This is not the positive, happy Dizzy Cook posts you are used to. Sometimes it’s just hard to find a positive view to certain situations. Sometimes these situations are just gritty and grimy and there’s no way around it. I debated whether to share this, but I know that my openness and honesty have helped others get through similar situations with their health. I suppose this is the silver lining to those hard situations.
Two years ago was the most difficult health issue that I had ever faced. There’s no fear that can compare to the thought that you have a brain tumor at the age of 30. That you might never be able to drive, walk, work, or have fun ever again. When you find out that your MRI is clear and you don’t have MS or a brain tumor, it somehow does not come with an overwhelming sense of relief. Instead you face more questions and wonder if any doctor will ever figure it out, or if you’ll just keep spending tons of money for people to hand you antidepressants and tell you that you’re stressed.

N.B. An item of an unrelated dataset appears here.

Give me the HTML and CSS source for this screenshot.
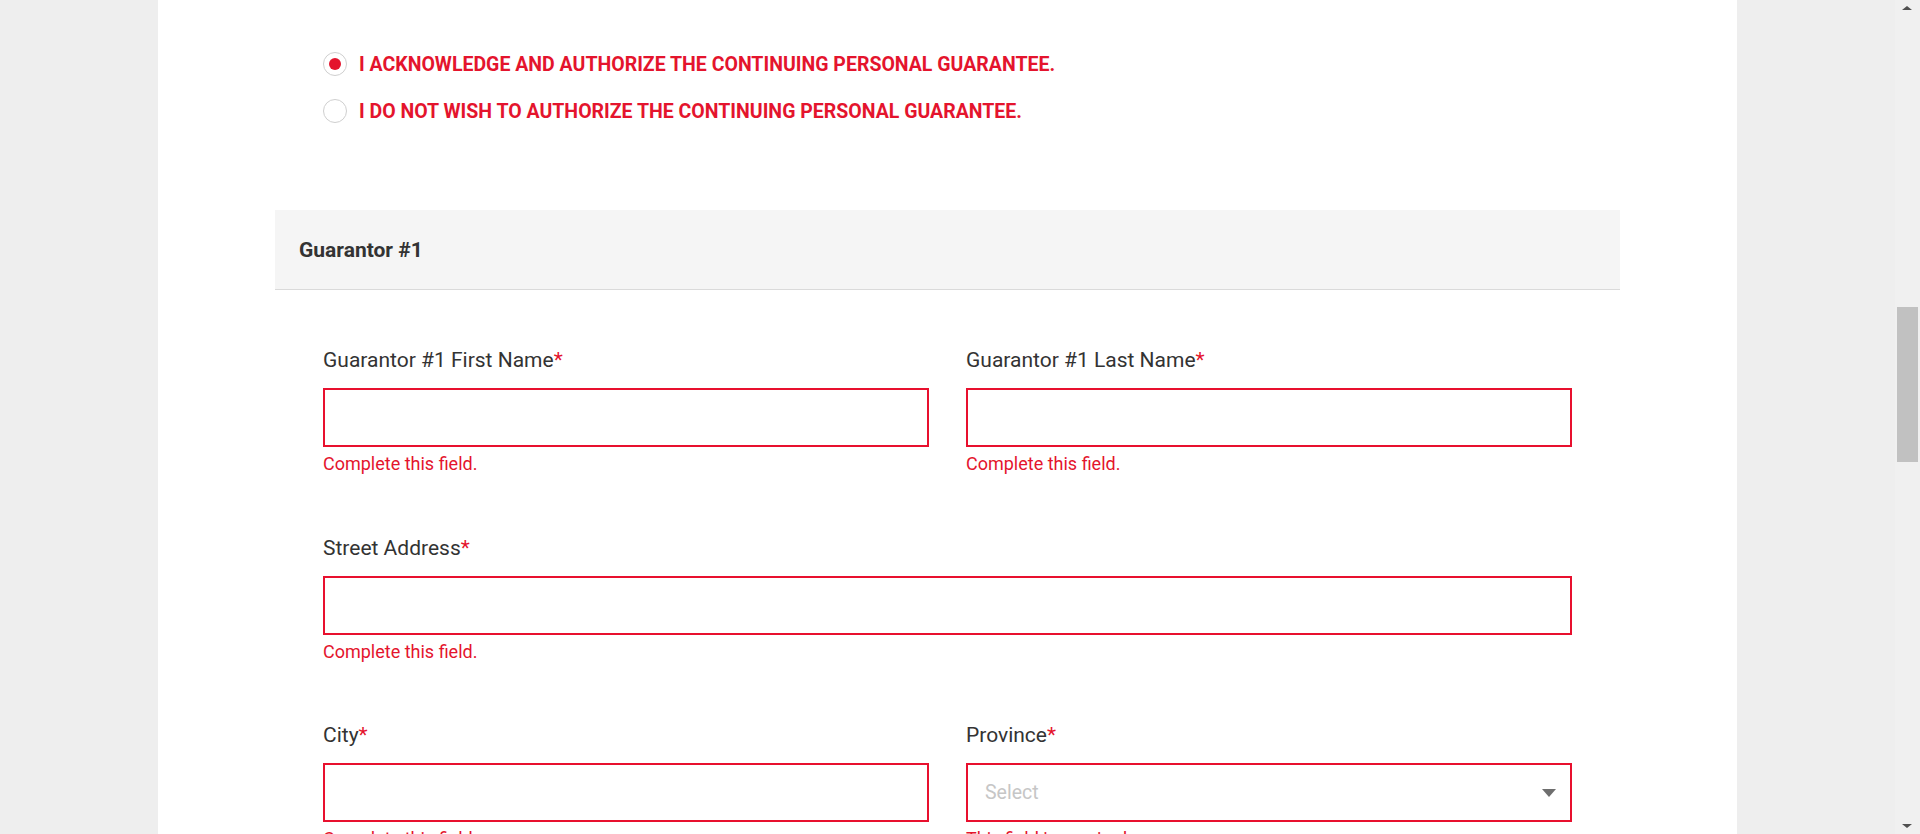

But I was one of the lucky ones. I eventually found the right ENT and neurologist. The ones that saw through all the confusing episodes of me being stressed out at work, recovering from a long trip to Asia, and buying a new home. They asked the questions no one else did, like if my parents ever experienced Migraine attacks before (they had, but they never once mentioned it to me). They worked with me to create a plan I was comfortable with, understanding that I wanted to have children in the future.
The road to recovery was not an easy one. There were moments I doubted everything – my medications, my supplements, this crazy diet. But I stuck with it out of hope. That’s all I had was hope that one day I would feel normal again. You always take “normal” for granted until one day you’re not normal.
Two years later I finally have 100% days, and my bad days aren’t anything near to what they were. There’s a light at the end of the tunnel that I couldn’t see for so long. I lost my job to this illness. I lost my ability to just go out to a restaurant and not have to worry about the lights or the noise. But I gained this site, which feels like what I should have been doing all along. I gained new friends who message me to share their updates on how they’re feeling – their highs and their lows. Some of you have become so close to me that it feels like we’ve been friends forever, even if we’ve never actually met.
But today I am angry and frustrated. After a year of what felt like a living hell, I didn’t think there was anything worse that I could possibly go through with my health. I was wrong. You see, after almost a year of trying, I finally got a positive pregnancy test. Four of them actually, because I couldn’t quite believe what I was seeing. It’s difficult to describe the feeling I had. I wanted to throw up and dance around all at the same time. I was terrified and elated. As my body began to change in weird ways, my excitement grew.
It’s difficult to imagine that it can all go away. I never quite understood how heartbreaking and defeating this feeling would be. Even though you are told this situation is very common, I felt like I deserved a break. Just one break. Hadn’t I already been through enough with my health?
When I was trying to get pregnant and it was taking longer, I felt like I was surrounded by thousands of friends on Facebook that could have kids. This is exactly how I felt with Vestibular Migraine, watching everyone else enjoy their Saturday nights out having fun while I laid in bed wondering when or if this would all go away. How could they be so lucky? The ones that never went though an illness like I had, that kept their careers, and are so fortunate to not have to struggle with fertility. They’ll be spending Christmas eve with their new babies and I’ll be in the doctors office, yet again.
I know social media can be a double edged sword and not everything is as perfect as it seems. I am not the only one that this has happened to and I won’t be the last. But that somehow doesn’t make it any easier. Maybe one day I’ll understand why this didn’t work out. Or why I ended up with a chronic illness. Or maybe there’s no reason behind any of this at all. One can only learn so many lessons before you’re just tired.
Somehow, and I have no idea how, I am still hopeful. So I sit and wait for that second light at the end of the tunnel.